The dual mission model has the potential to encourage students to stay enrolled and work toward completion, according to Chris Mullin, strategy director of data and measurement at the Lumina Foundation. 

“It allows students to create what we call academic momentum by embedding academic attainment throughout the learning process,” Mullin said. 

At Weber State University in Utah, about 70% of students who finish associate degrees there go on to finish their bachelor’s degrees with the university, said Ravi Krovi, the institution’s provost and vice president of academic affairs. The institution is one of three dual mission colleges in Utah’s public higher education system. 

Krovi said the model is particularly good for students who previously attended college but did not earn their degrees, who often don’t want to spend four years in a bachelor’s program. 

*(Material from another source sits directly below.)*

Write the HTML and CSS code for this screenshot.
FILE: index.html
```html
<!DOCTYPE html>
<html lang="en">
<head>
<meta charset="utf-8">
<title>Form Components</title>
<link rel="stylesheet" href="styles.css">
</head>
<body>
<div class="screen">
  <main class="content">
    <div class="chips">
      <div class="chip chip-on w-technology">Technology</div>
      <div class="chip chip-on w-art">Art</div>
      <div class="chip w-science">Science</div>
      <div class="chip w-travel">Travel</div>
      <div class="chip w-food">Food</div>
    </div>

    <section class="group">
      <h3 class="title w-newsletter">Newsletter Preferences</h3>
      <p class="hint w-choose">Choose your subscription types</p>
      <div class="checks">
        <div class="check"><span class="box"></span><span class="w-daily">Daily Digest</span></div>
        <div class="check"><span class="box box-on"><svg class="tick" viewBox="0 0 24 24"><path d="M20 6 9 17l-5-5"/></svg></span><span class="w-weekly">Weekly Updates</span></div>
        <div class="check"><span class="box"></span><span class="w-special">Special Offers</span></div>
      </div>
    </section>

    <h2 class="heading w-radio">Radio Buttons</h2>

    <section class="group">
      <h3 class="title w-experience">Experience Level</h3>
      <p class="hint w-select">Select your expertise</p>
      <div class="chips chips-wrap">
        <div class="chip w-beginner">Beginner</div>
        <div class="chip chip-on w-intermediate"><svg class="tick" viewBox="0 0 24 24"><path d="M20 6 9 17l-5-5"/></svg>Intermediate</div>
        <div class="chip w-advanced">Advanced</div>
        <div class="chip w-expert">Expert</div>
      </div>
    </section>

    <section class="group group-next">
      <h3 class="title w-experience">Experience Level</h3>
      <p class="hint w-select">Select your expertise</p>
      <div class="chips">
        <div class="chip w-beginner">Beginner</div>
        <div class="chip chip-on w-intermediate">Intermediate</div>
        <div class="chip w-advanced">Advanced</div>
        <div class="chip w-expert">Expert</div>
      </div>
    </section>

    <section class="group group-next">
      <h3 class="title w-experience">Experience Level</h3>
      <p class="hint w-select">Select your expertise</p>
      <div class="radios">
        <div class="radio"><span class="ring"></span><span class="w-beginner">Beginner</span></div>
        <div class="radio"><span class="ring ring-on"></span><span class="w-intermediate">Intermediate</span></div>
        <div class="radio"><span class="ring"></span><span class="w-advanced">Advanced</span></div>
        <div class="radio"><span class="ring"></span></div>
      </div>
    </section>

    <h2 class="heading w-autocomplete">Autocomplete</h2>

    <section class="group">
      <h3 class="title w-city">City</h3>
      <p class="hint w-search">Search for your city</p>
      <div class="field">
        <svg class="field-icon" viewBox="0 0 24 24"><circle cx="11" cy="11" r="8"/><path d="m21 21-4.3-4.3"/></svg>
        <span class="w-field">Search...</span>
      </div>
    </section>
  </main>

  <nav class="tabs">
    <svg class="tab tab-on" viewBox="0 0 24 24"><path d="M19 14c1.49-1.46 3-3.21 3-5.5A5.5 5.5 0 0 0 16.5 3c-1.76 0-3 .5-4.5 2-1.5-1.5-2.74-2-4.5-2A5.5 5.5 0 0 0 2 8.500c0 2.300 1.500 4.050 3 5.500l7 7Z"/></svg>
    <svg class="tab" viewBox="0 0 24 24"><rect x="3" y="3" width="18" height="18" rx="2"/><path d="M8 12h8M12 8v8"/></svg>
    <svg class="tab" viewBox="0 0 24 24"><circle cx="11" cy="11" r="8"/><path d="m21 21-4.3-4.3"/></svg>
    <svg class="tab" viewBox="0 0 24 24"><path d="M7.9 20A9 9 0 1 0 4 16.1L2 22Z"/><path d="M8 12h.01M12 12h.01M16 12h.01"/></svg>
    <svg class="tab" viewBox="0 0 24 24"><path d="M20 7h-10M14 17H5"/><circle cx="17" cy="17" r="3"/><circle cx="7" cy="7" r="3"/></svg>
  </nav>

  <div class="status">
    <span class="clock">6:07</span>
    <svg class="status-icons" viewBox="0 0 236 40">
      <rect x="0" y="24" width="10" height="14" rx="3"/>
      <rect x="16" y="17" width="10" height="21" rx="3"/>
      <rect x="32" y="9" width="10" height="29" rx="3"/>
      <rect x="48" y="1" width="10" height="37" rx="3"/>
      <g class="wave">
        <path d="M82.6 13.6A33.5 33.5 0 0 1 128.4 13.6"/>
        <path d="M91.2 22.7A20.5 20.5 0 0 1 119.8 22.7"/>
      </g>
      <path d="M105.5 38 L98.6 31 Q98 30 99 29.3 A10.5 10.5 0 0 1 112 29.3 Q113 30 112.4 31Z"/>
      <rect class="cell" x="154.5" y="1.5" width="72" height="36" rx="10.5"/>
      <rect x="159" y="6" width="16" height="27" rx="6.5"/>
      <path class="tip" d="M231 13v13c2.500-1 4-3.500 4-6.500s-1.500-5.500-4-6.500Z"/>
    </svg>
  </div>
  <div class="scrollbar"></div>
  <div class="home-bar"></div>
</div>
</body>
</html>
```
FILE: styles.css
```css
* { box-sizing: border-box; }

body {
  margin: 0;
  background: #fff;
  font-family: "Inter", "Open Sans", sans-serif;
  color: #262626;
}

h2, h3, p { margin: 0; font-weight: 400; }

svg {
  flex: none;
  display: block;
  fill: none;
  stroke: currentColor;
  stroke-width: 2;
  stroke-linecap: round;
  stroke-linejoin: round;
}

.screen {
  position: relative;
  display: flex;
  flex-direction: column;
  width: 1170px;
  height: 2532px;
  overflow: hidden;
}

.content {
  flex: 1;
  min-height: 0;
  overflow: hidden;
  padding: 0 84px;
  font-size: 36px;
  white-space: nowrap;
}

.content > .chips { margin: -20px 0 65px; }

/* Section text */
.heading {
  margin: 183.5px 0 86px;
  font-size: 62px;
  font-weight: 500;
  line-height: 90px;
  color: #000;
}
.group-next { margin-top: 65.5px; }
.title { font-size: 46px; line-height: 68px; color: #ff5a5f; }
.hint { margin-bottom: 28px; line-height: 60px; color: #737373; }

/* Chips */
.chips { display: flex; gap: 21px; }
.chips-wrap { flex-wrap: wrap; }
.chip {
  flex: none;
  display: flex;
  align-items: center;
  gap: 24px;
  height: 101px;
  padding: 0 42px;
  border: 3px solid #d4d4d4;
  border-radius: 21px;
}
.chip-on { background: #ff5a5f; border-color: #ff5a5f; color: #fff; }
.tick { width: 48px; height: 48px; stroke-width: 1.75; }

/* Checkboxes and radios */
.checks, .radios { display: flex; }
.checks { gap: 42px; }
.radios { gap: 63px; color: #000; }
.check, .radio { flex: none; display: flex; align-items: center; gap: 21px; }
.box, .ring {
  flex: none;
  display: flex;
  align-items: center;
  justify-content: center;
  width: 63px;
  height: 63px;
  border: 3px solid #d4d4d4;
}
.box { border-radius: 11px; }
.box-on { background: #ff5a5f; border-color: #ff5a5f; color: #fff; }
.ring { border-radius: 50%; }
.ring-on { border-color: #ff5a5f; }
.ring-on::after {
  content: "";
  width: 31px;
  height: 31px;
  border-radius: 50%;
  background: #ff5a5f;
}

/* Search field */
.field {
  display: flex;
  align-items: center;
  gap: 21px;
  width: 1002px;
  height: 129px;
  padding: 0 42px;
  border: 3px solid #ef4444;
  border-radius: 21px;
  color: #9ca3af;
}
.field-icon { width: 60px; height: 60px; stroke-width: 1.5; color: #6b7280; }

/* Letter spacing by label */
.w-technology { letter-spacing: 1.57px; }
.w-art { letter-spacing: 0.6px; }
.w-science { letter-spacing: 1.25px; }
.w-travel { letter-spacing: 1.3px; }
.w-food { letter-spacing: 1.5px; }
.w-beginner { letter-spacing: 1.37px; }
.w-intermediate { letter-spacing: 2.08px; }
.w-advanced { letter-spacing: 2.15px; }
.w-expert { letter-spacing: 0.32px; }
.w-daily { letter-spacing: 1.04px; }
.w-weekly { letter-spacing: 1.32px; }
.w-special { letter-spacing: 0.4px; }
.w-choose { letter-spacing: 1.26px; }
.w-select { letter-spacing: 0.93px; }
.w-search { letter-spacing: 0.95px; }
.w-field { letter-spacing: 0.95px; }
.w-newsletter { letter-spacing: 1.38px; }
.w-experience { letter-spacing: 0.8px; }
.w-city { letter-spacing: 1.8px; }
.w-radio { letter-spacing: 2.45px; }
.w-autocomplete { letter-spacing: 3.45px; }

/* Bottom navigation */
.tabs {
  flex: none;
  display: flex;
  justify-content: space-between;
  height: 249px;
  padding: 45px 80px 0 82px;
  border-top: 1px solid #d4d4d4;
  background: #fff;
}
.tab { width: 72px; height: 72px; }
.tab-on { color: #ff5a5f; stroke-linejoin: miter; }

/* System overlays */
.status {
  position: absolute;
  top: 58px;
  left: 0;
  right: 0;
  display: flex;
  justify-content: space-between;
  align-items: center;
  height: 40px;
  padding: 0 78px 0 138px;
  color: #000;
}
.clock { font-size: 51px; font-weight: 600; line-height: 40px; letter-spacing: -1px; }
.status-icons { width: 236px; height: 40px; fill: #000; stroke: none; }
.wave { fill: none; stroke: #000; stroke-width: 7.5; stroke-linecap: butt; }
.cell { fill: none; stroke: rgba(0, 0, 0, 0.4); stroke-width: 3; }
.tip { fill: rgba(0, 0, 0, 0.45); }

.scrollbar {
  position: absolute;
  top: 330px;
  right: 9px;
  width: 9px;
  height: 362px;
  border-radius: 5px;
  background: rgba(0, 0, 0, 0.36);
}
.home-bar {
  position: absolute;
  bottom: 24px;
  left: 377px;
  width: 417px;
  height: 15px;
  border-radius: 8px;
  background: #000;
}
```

“The typical narrative is that they don’t want to go to college, but the data indicates that most of them want to reenroll. But the problem is that there are significant institutional barriers,” Krovi said. “Our dual mission model really fundamentally addresses the equity and access gaps which have resulted in higher education.” 

Students can meet milestones at multiple points along their academic career. For example, Weber State not only offers a certificate and associate degree in computer science, but a bachelor’s degree, post-baccalaureate program and master’s degree in the subject. 

A rare model

Weber State’s model is not something every college can do or even consider. In many cases, there are legal and logistical reasons why public colleges aren’t allowed to offer both associate degrees and higher-level programs, Mullin said. In some states, universities may not be permitted to offer associate degrees in order to prevent competition with community colleges. 

“Especially at public institutions, when you have two institutions in the same space offering the same credential, there’s a potential for people to think it’s a duplication of services and only one institution should offer that degree, otherwise it’s a waste of taxpayer dollars,” Mullin said. 

Dual mission colleges often operate in a specific niche, but that can come with identity challenges. Lawmakers and observers can sometimes struggle to understand the institutions, which don’t fit neatly into categories. 

“They kind of break the boundaries of the traditional Carnegie classifications,” said Joel Vargas, vice president of education at Jobs for the Future, a nonprofit organization focused on workforce development. “State policy isn’t designed to support their particular kinds of practices.”